# TASK DIRECTIONS:
Return every record below exactly as written, omitting any pictures.

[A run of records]
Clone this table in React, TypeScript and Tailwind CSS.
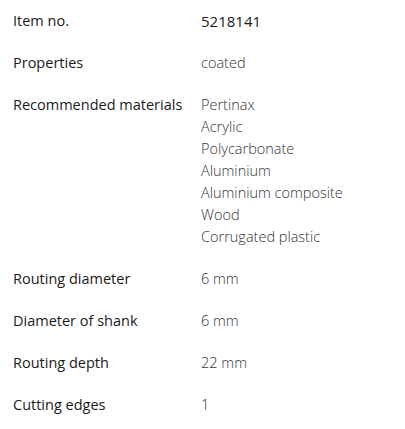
const rows: { label: string; values: string[]; strong?: boolean }[] = [
  { label: "Item no.", values: ["5218141"], strong: true },
  { label: "Properties", values: ["coated"] },
  {
    label: "Recommended materials",
    values: [
      "Pertinax",
      "Acrylic",
      "Polycarbonate",
      "Aluminium",
      "Aluminium composite",
      "Wood",
      "Corrugated plastic",
    ],
  },
  { label: "Routing diameter", values: ["6 mm"] },
  { label: "Diameter of shank", values: ["6 mm"] },
  { label: "Routing depth", values: ["22 mm"] },
  { label: "Cutting edges", values: ["1"] },
]

export default function App() {
  return (
    <div className="min-h-[429px] w-[405px] bg-white pt-[10px] font-['Open_Sans',sans-serif] text-[14.5px] leading-[22px]">
      <dl className="flex flex-col gap-5">
        {rows.map((row) => (
          <div key={row.label} className="flex">
            <dt className="w-[201px] shrink-0 pl-[13px] font-medium text-[#1a1a1a]">
              {row.label}
            </dt>
            <dd
              className={
                row.strong
                  ? "text-[15px] font-normal text-[#1a1a1a]"
                  : "font-light text-[#333]"
              }
            >
              {row.values.map((v) => (
                <div key={v}>{v}</div>
              ))}
            </dd>
          </div>
        ))}
      </dl>
    </div>
  )
}
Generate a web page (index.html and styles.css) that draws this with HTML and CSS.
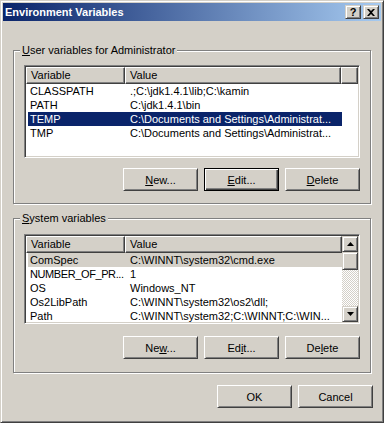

# RESPONSE:
Clone this table in React, TypeScript and Tailwind CSS.
const rows: { label: string; values: string[]; strong?: boolean }[] = [
  { label: "Item no.", values: ["5218141"], strong: true },
  { label: "Properties", values: ["coated"] },
  {
    label: "Recommended materials",
    values: [
      "Pertinax",
      "Acrylic",
      "Polycarbonate",
      "Aluminium",
      "Aluminium composite",
      "Wood",
      "Corrugated plastic",
    ],
  },
  { label: "Routing diameter", values: ["6 mm"] },
  { label: "Diameter of shank", values: ["6 mm"] },
  { label: "Routing depth", values: ["22 mm"] },
  { label: "Cutting edges", values: ["1"] },
]

export default function App() {
  return (
    <div className="min-h-[429px] w-[405px] bg-white pt-[10px] font-['Open_Sans',sans-serif] text-[14.5px] leading-[22px]">
      <dl className="flex flex-col gap-5">
        {rows.map((row) => (
          <div key={row.label} className="flex">
            <dt className="w-[201px] shrink-0 pl-[13px] font-medium text-[#1a1a1a]">
              {row.label}
            </dt>
            <dd
              className={
                row.strong
                  ? "text-[15px] font-normal text-[#1a1a1a]"
                  : "font-light text-[#333]"
              }
            >
              {row.values.map((v) => (
                <div key={v}>{v}</div>
              ))}
            </dd>
          </div>
        ))}
      </dl>
    </div>
  )
}
Generate a web page (index.html and styles.css) that draws this with HTML and CSS.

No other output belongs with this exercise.